In hoping to offer value and not rip-off consumers, Salvo have inadvertently sent the arrow that was heading for the bullseye, off target. To edit, and replace elements of the cassette singles, seems to undermine the whole point of the exercise in the first place. The subtitle of Sexmix, ‘Archive Tapes and Studio Adventures’ is accurate enough – even if there is nothing previously unreleased – and one big positive is that Salvo/ZTT are still approaching the Frankie archive intelligently, even if things might get a little diluted along the way. Despite our misgivings, there is a fun and enthusiasm to the approach not witnessed in any previous Frankie compilation. This release does ultimately have the band’s four best songs in their best setting – the cassette single. Sexmix is not perfect, but it gets to the heart of the Frankie Goes To Hollywood experience.
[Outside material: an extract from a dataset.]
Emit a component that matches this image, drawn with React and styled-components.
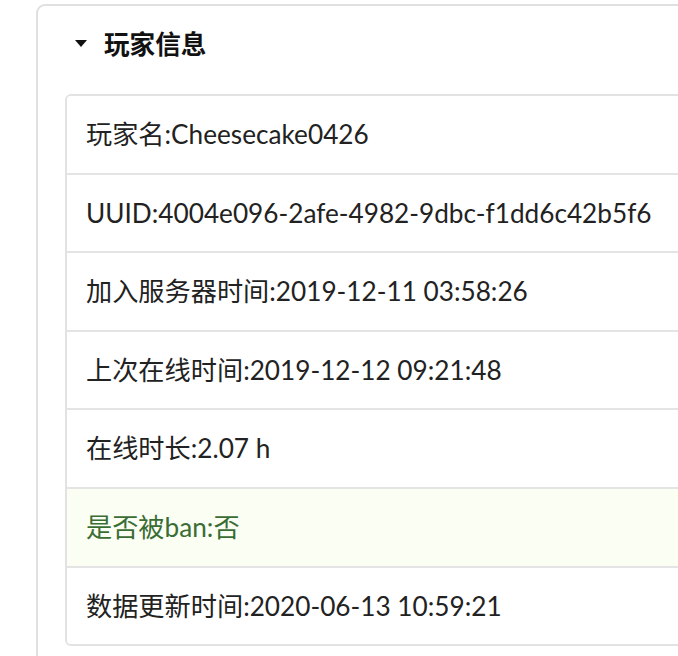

In summary, a dose of controversy, some fiddling with track listings and a truly superb design and packaging – it feels like 1984 all over again.

Track listing:

CD1: Frankie Goes To Hollywood in The Pleasuredome, a Zang Tuum Tumb singlette in five parts: Happy Hi! (All in the Body)[mono], The Soundtrack from Bernard Rose’s Video of the Welcome to the Pleasuredome single[mono], Get It On[mono], Welcome to the Pleasure Dome (How to Remake the World)[mono], Happy Hi! (All in the Mind)[mono]; Relax (International); The Power of Love (I’ll Protect You From The Holocaust) can be read in various ways but, for the sake of CD indexing, has six distinct sections: The Power of Love (extended, singlette – as opposed to 12” – version), The World is My Oyster (Trapped), Holier Than Thou (FGTH’s Christmas message), The World is My Oyster (Scrapped), Holier Than Thou (further festive messaging), The Power of Love (instrumental, singlette version); The World is My Oyster (at its full length); Don’t Lose What’s Left, Rage Hard + ++ *.

CD2: Extracts from Relax, From Soft to Hard, Dry to Moist: Relax (Sex Mix), Later On (from One September Monday), Ferry Cross The Mersey (…and here I’ll stay); Music from and inspired by Two Tribes (Keep The Peace): Two Tribes (singlette extracts), One February Friday (singlette extracts), War (somewhere between Hidden and Hiding); Further elements from The Liverpool Look: Warriors of the Wasteland (Compacted), Do You Think I’m Sexy?, Watching the Wildlife (Voiceless).